Transcribe the whole listing without a single picture.
----- SOURCE EXCERPT -----
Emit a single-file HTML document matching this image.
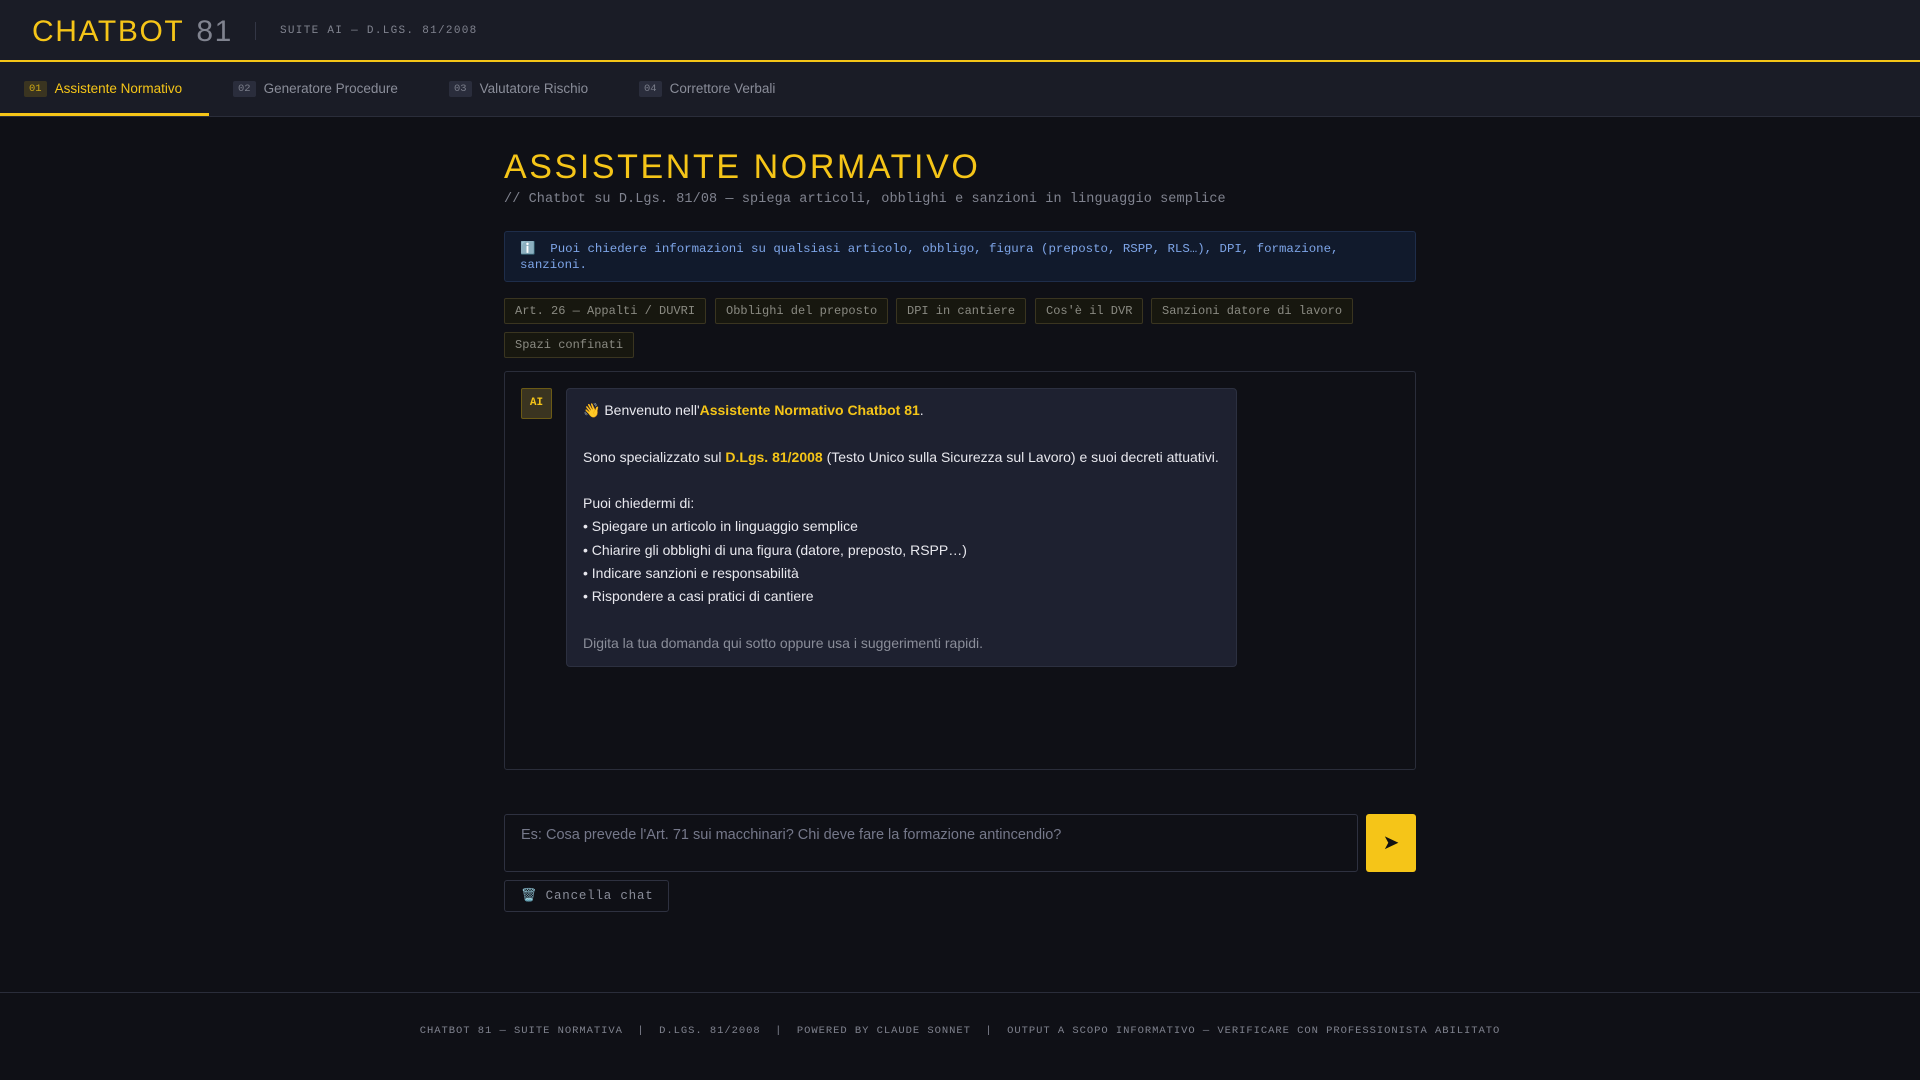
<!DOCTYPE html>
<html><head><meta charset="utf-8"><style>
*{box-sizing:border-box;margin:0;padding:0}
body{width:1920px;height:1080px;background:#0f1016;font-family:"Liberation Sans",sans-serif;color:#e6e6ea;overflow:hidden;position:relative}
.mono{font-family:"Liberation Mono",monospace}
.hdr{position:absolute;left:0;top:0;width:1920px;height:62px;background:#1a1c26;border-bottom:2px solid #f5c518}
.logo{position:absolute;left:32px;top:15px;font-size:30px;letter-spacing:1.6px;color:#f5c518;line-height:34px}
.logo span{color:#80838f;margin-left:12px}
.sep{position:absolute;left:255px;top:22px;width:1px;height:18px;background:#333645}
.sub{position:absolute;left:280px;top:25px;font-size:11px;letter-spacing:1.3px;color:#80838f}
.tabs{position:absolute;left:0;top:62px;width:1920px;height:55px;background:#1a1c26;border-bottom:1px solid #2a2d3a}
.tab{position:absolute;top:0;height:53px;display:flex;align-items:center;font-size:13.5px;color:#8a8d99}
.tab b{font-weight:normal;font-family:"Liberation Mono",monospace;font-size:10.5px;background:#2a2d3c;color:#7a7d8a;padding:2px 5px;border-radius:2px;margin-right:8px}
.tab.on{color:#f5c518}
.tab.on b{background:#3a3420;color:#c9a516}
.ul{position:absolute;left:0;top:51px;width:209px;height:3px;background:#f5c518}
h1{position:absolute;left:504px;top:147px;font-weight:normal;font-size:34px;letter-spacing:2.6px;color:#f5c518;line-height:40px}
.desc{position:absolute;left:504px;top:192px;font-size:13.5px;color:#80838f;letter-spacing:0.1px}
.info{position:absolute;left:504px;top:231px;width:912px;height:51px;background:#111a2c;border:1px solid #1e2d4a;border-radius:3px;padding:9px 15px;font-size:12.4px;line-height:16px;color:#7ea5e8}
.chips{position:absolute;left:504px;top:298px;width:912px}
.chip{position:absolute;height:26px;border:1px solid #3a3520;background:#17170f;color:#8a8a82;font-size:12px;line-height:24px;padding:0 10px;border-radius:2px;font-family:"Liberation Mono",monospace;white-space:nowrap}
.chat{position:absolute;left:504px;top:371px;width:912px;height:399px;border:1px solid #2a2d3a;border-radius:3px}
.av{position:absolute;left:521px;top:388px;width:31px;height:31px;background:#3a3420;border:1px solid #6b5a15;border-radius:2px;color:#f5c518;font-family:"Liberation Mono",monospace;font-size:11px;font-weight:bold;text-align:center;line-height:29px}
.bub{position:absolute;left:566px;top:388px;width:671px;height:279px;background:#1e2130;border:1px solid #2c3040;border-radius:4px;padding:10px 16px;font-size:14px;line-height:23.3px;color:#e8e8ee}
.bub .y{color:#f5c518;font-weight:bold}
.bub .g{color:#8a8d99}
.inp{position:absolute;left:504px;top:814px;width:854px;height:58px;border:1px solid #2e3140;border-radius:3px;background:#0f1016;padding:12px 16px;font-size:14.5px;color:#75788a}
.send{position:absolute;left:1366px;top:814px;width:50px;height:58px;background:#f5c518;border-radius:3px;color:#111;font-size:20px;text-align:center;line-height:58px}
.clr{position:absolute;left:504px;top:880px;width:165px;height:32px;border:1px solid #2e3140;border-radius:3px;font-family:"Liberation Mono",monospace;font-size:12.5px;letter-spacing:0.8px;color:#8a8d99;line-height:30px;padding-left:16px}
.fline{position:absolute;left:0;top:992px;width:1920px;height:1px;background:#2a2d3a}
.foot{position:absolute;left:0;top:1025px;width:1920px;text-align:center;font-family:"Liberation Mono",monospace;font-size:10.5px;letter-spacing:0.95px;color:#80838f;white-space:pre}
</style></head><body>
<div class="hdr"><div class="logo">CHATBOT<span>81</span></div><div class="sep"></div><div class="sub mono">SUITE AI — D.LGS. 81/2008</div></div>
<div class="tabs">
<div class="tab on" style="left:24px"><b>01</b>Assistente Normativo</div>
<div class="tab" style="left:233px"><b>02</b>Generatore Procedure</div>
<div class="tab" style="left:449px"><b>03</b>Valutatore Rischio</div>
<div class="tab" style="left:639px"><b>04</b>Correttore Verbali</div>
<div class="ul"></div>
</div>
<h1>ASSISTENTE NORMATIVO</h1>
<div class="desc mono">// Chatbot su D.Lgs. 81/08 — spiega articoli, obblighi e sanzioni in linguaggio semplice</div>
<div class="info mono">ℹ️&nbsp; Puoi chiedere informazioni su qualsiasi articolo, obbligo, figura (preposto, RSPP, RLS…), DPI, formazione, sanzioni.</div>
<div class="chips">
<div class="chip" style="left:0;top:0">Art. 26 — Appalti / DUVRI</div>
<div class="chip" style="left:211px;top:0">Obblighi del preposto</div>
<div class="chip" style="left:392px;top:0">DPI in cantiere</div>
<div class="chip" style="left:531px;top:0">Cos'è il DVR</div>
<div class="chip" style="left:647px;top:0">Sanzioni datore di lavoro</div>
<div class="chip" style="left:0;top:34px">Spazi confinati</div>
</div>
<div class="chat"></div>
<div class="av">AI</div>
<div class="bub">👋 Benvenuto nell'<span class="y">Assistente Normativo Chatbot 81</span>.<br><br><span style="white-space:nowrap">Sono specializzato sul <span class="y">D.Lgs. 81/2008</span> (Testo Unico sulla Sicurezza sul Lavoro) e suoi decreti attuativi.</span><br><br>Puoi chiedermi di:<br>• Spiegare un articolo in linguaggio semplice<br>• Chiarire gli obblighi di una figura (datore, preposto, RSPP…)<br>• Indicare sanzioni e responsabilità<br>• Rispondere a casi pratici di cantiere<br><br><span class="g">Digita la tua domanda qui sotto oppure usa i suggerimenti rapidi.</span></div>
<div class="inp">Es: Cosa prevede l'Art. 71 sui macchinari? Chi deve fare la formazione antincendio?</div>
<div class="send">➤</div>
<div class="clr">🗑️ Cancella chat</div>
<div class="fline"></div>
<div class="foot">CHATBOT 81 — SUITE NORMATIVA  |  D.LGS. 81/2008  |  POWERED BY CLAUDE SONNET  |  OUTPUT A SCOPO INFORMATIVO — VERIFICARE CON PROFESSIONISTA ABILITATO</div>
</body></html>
-----
- [OUTPUT]
Emit a single-file HTML document matching this image.
<!DOCTYPE html>
<html><head><meta charset="utf-8"><style>
*{box-sizing:border-box;margin:0;padding:0}
body{width:1920px;height:1080px;background:#0f1016;font-family:"Liberation Sans",sans-serif;color:#e6e6ea;overflow:hidden;position:relative}
.mono{font-family:"Liberation Mono",monospace}
.hdr{position:absolute;left:0;top:0;width:1920px;height:62px;background:#1a1c26;border-bottom:2px solid #f5c518}
.logo{position:absolute;left:32px;top:15px;font-size:30px;letter-spacing:1.6px;color:#f5c518;line-height:34px}
.logo span{color:#80838f;margin-left:12px}
.sep{position:absolute;left:255px;top:22px;width:1px;height:18px;background:#333645}
.sub{position:absolute;left:280px;top:25px;font-size:11px;letter-spacing:1.3px;color:#80838f}
.tabs{position:absolute;left:0;top:62px;width:1920px;height:55px;background:#1a1c26;border-bottom:1px solid #2a2d3a}
.tab{position:absolute;top:0;height:53px;display:flex;align-items:center;font-size:13.5px;color:#8a8d99}
.tab b{font-weight:normal;font-family:"Liberation Mono",monospace;font-size:10.5px;background:#2a2d3c;color:#7a7d8a;padding:2px 5px;border-radius:2px;margin-right:8px}
.tab.on{color:#f5c518}
.tab.on b{background:#3a3420;color:#c9a516}
.ul{position:absolute;left:0;top:51px;width:209px;height:3px;background:#f5c518}
h1{position:absolute;left:504px;top:147px;font-weight:normal;font-size:34px;letter-spacing:2.6px;color:#f5c518;line-height:40px}
.desc{position:absolute;left:504px;top:192px;font-size:13.5px;color:#80838f;letter-spacing:0.1px}
.info{position:absolute;left:504px;top:231px;width:912px;height:51px;background:#111a2c;border:1px solid #1e2d4a;border-radius:3px;padding:9px 15px;font-size:12.4px;line-height:16px;color:#7ea5e8}
.chips{position:absolute;left:504px;top:298px;width:912px}
.chip{position:absolute;height:26px;border:1px solid #3a3520;background:#17170f;color:#8a8a82;font-size:12px;line-height:24px;padding:0 10px;border-radius:2px;font-family:"Liberation Mono",monospace;white-space:nowrap}
.chat{position:absolute;left:504px;top:371px;width:912px;height:399px;border:1px solid #2a2d3a;border-radius:3px}
.av{position:absolute;left:521px;top:388px;width:31px;height:31px;background:#3a3420;border:1px solid #6b5a15;border-radius:2px;color:#f5c518;font-family:"Liberation Mono",monospace;font-size:11px;font-weight:bold;text-align:center;line-height:29px}
.bub{position:absolute;left:566px;top:388px;width:671px;height:279px;background:#1e2130;border:1px solid #2c3040;border-radius:4px;padding:10px 16px;font-size:14px;line-height:23.3px;color:#e8e8ee}
.bub .y{color:#f5c518;font-weight:bold}
.bub .g{color:#8a8d99}
.inp{position:absolute;left:504px;top:814px;width:854px;height:58px;border:1px solid #2e3140;border-radius:3px;background:#0f1016;padding:12px 16px;font-size:14.5px;color:#75788a}
.send{position:absolute;left:1366px;top:814px;width:50px;height:58px;background:#f5c518;border-radius:3px;color:#111;font-size:20px;text-align:center;line-height:58px}
.clr{position:absolute;left:504px;top:880px;width:165px;height:32px;border:1px solid #2e3140;border-radius:3px;font-family:"Liberation Mono",monospace;font-size:12.5px;letter-spacing:0.8px;color:#8a8d99;line-height:30px;padding-left:16px}
.fline{position:absolute;left:0;top:992px;width:1920px;height:1px;background:#2a2d3a}
.foot{position:absolute;left:0;top:1025px;width:1920px;text-align:center;font-family:"Liberation Mono",monospace;font-size:10.5px;letter-spacing:0.95px;color:#80838f;white-space:pre}
</style></head><body>
<div class="hdr"><div class="logo">CHATBOT<span>81</span></div><div class="sep"></div><div class="sub mono">SUITE AI — D.LGS. 81/2008</div></div>
<div class="tabs">
<div class="tab on" style="left:24px"><b>01</b>Assistente Normativo</div>
<div class="tab" style="left:233px"><b>02</b>Generatore Procedure</div>
<div class="tab" style="left:449px"><b>03</b>Valutatore Rischio</div>
<div class="tab" style="left:639px"><b>04</b>Correttore Verbali</div>
<div class="ul"></div>
</div>
<h1>ASSISTENTE NORMATIVO</h1>
<div class="desc mono">// Chatbot su D.Lgs. 81/08 — spiega articoli, obblighi e sanzioni in linguaggio semplice</div>
<div class="info mono">ℹ️&nbsp; Puoi chiedere informazioni su qualsiasi articolo, obbligo, figura (preposto, RSPP, RLS…), DPI, formazione, sanzioni.</div>
<div class="chips">
<div class="chip" style="left:0;top:0">Art. 26 — Appalti / DUVRI</div>
<div class="chip" style="left:211px;top:0">Obblighi del preposto</div>
<div class="chip" style="left:392px;top:0">DPI in cantiere</div>
<div class="chip" style="left:531px;top:0">Cos'è il DVR</div>
<div class="chip" style="left:647px;top:0">Sanzioni datore di lavoro</div>
<div class="chip" style="left:0;top:34px">Spazi confinati</div>
</div>
<div class="chat"></div>
<div class="av">AI</div>
<div class="bub">👋 Benvenuto nell'<span class="y">Assistente Normativo Chatbot 81</span>.<br><br><span style="white-space:nowrap">Sono specializzato sul <span class="y">D.Lgs. 81/2008</span> (Testo Unico sulla Sicurezza sul Lavoro) e suoi decreti attuativi.</span><br><br>Puoi chiedermi di:<br>• Spiegare un articolo in linguaggio semplice<br>• Chiarire gli obblighi di una figura (datore, preposto, RSPP…)<br>• Indicare sanzioni e responsabilità<br>• Rispondere a casi pratici di cantiere<br><br><span class="g">Digita la tua domanda qui sotto oppure usa i suggerimenti rapidi.</span></div>
<div class="inp">Es: Cosa prevede l'Art. 71 sui macchinari? Chi deve fare la formazione antincendio?</div>
<div class="send">➤</div>
<div class="clr">🗑️ Cancella chat</div>
<div class="fline"></div>
<div class="foot">CHATBOT 81 — SUITE NORMATIVA  |  D.LGS. 81/2008  |  POWERED BY CLAUDE SONNET  |  OUTPUT A SCOPO INFORMATIVO — VERIFICARE CON PROFESSIONISTA ABILITATO</div>
</body></html>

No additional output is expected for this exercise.